**GIVEN PROBLEM**
Omit all pictures, then retype the data exactly as given.

**PROVIDED MATERIAL**
------

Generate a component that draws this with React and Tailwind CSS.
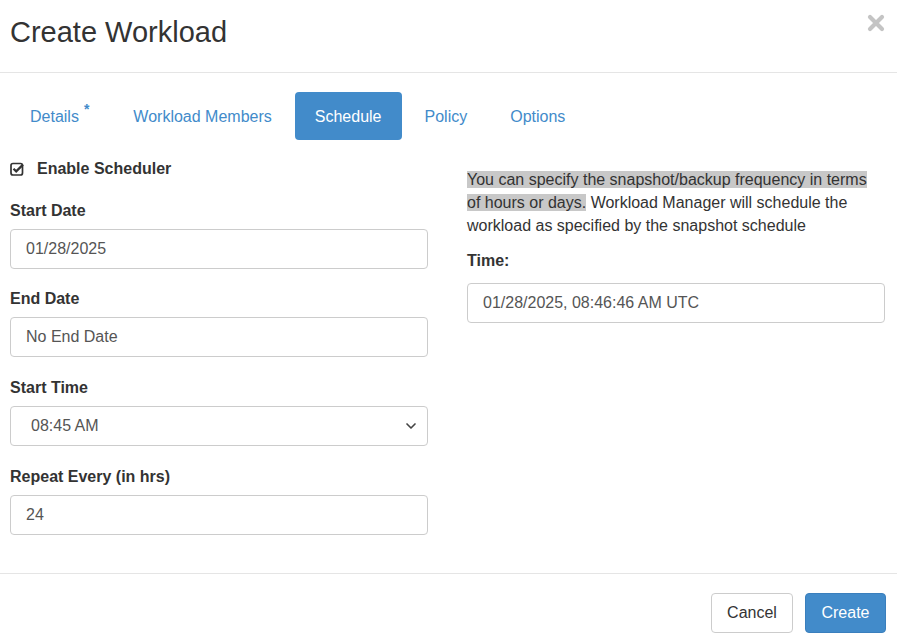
import { ChevronDown } from 'lucide-react'

const FONT = { fontFamily: '"Liberation Sans", Arial, sans-serif' }

function Field({ label, children }) {
  return (
    <div className="mb-[20px]">
      <div className="text-[16px] font-bold text-[#333] leading-[21px] mb-[8px]">{label}</div>
      {children}
    </div>
  )
}

function Input({ value }) {
  return (
    <div className="h-[40px] border border-[#cccccc] rounded-[4px] px-[15px] flex items-center text-[16px] text-[#555]">
      {value}
    </div>
  )
}

function CheckSquare() {
  return (
    <svg width="14" height="14" viewBox="0 0 14 14" className="text-[#333]">
      <rect x="1" y="1.5" width="11.5" height="11.5" rx="2" fill="none" stroke="currentColor" strokeWidth="1.7" />
      <path d="M3.5 6.8 L6.2 9.4 L13 2.6" fill="none" stroke="currentColor" strokeWidth="2.2" />
    </svg>
  )
}

export default function App() {
  const tabs = ['Details', 'Workload Members', 'Schedule', 'Policy', 'Options']
  return (
    <div className="w-[897px] h-[639px] bg-white overflow-hidden" style={FONT}>
      {/* Header */}
      <div className="h-[73px] border-b border-[#e5e5e5] flex items-start justify-between pl-[10px] pr-[12px]">
        <h1 className="text-[29px] text-[#333] mt-[15px] leading-[34px]">Create Workload</h1>
        <svg width="18" height="18" viewBox="0 0 18 18" className="mt-[14px]">
          <path d="M3 3 L15 15 M15 3 L3 15" stroke="#c4c4c4" strokeWidth="4.2" strokeLinecap="round" />
        </svg>
      </div>

      {/* Tabs */}
      <div className="flex items-center mt-[19px] pl-[10px] h-[48px]">
        {tabs.map((t) => (
          <div
            key={t}
            className={
              t === 'Schedule'
                ? 'h-[48px] px-[20px] flex items-center rounded-[4px] bg-[#428bca] text-white text-[16px] mr-[3px] pt-[1px]'
                : 'h-[48px] px-[20px] flex items-center text-[#428bca] text-[16px] mr-[3px] pt-[1px]'
            }
          >
            {t}
            {t === 'Details' && <span className="relative -top-[7px] ml-[5px] mr-[1px] text-[14px] font-bold">*</span>}
          </div>
        ))}
      </div>

      {/* Body */}
      <div className="flex gap-[39px] pl-[10px] pr-[12px] mt-[17px] h-[416px]">
        <div className="w-[418px]">
          <div className="flex items-center gap-[13px] h-[22px] mb-[21px] pt-[1px]">
            <CheckSquare />
            <span className="text-[16px] font-bold text-[#333]">Enable Scheduler</span>
          </div>
          <Field label="Start Date"><Input value="01/28/2025" /></Field>
          <div className="-mt-[1px]" />
          <Field label="End Date"><Input value="No End Date" /></Field>
          <Field label="Start Time">
            <div className="h-[40px] border border-[#cccccc] rounded-[4px] pl-[20px] pr-[8px] flex items-center justify-between text-[16px] text-[#555]">
              <span>08:45 AM</span>
              <ChevronDown size={16} strokeWidth={2.5} className="text-[#444]" />
            </div>
          </Field>
          <Field label="Repeat Every (in hrs)"><Input value="24" /></Field>
        </div>
        <div className="w-[418px] pt-[11px]">
          <p className="text-[16px] leading-[23px] text-[#333] max-w-[411px]">
            <span className="bg-[#c8c8c8]">You can specify the snapshot/backup frequency in terms of hours or days.</span>{' '}
            Workload Manager will schedule the workload as specified by the snapshot schedule
          </p>
          <div className="text-[16px] font-bold text-[#333] leading-[22px] mt-[13px] mb-[11px]">Time:</div>
          <Input value="01/28/2025, 08:46:46 AM UTC" />
        </div>
      </div>

      {/* Footer */}
      <div className="border-t border-[#e5e5e5] flex justify-end gap-[12px] pr-[11px] pt-[19px]">
        <button className="h-[40px] w-[82px] border border-[#cccccc] rounded-[4px] bg-white text-[16px] text-[#333]">Cancel</button>
        <button className="h-[40px] w-[81px] border border-[#3a7fbd] rounded-[4px] bg-[#428bca] text-[16px] text-white">Create</button>
      </div>
    </div>
  )
}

------

**SOLUTION FOR THIS TASK**
Generate a component that draws this with React and Tailwind CSS.
import { ChevronDown } from 'lucide-react'

const FONT = { fontFamily: '"Liberation Sans", Arial, sans-serif' }

function Field({ label, children }) {
  return (
    <div className="mb-[20px]">
      <div className="text-[16px] font-bold text-[#333] leading-[21px] mb-[8px]">{label}</div>
      {children}
    </div>
  )
}

function Input({ value }) {
  return (
    <div className="h-[40px] border border-[#cccccc] rounded-[4px] px-[15px] flex items-center text-[16px] text-[#555]">
      {value}
    </div>
  )
}

function CheckSquare() {
  return (
    <svg width="14" height="14" viewBox="0 0 14 14" className="text-[#333]">
      <rect x="1" y="1.5" width="11.5" height="11.5" rx="2" fill="none" stroke="currentColor" strokeWidth="1.7" />
      <path d="M3.5 6.8 L6.2 9.4 L13 2.6" fill="none" stroke="currentColor" strokeWidth="2.2" />
    </svg>
  )
}

export default function App() {
  const tabs = ['Details', 'Workload Members', 'Schedule', 'Policy', 'Options']
  return (
    <div className="w-[897px] h-[639px] bg-white overflow-hidden" style={FONT}>
      {/* Header */}
      <div className="h-[73px] border-b border-[#e5e5e5] flex items-start justify-between pl-[10px] pr-[12px]">
        <h1 className="text-[29px] text-[#333] mt-[15px] leading-[34px]">Create Workload</h1>
        <svg width="18" height="18" viewBox="0 0 18 18" className="mt-[14px]">
          <path d="M3 3 L15 15 M15 3 L3 15" stroke="#c4c4c4" strokeWidth="4.2" strokeLinecap="round" />
        </svg>
      </div>

      {/* Tabs */}
      <div className="flex items-center mt-[19px] pl-[10px] h-[48px]">
        {tabs.map((t) => (
          <div
            key={t}
            className={
              t === 'Schedule'
                ? 'h-[48px] px-[20px] flex items-center rounded-[4px] bg-[#428bca] text-white text-[16px] mr-[3px] pt-[1px]'
                : 'h-[48px] px-[20px] flex items-center text-[#428bca] text-[16px] mr-[3px] pt-[1px]'
            }
          >
            {t}
            {t === 'Details' && <span className="relative -top-[7px] ml-[5px] mr-[1px] text-[14px] font-bold">*</span>}
          </div>
        ))}
      </div>

      {/* Body */}
      <div className="flex gap-[39px] pl-[10px] pr-[12px] mt-[17px] h-[416px]">
        <div className="w-[418px]">
          <div className="flex items-center gap-[13px] h-[22px] mb-[21px] pt-[1px]">
            <CheckSquare />
            <span className="text-[16px] font-bold text-[#333]">Enable Scheduler</span>
          </div>
          <Field label="Start Date"><Input value="01/28/2025" /></Field>
          <div className="-mt-[1px]" />
          <Field label="End Date"><Input value="No End Date" /></Field>
          <Field label="Start Time">
            <div className="h-[40px] border border-[#cccccc] rounded-[4px] pl-[20px] pr-[8px] flex items-center justify-between text-[16px] text-[#555]">
              <span>08:45 AM</span>
              <ChevronDown size={16} strokeWidth={2.5} className="text-[#444]" />
            </div>
          </Field>
          <Field label="Repeat Every (in hrs)"><Input value="24" /></Field>
        </div>
        <div className="w-[418px] pt-[11px]">
          <p className="text-[16px] leading-[23px] text-[#333] max-w-[411px]">
            <span className="bg-[#c8c8c8]">You can specify the snapshot/backup frequency in terms of hours or days.</span>{' '}
            Workload Manager will schedule the workload as specified by the snapshot schedule
          </p>
          <div className="text-[16px] font-bold text-[#333] leading-[22px] mt-[13px] mb-[11px]">Time:</div>
          <Input value="01/28/2025, 08:46:46 AM UTC" />
        </div>
      </div>

      {/* Footer */}
      <div className="border-t border-[#e5e5e5] flex justify-end gap-[12px] pr-[11px] pt-[19px]">
        <button className="h-[40px] w-[82px] border border-[#cccccc] rounded-[4px] bg-white text-[16px] text-[#333]">Cancel</button>
        <button className="h-[40px] w-[81px] border border-[#3a7fbd] rounded-[4px] bg-[#428bca] text-[16px] text-white">Create</button>
      </div>
    </div>
  )
}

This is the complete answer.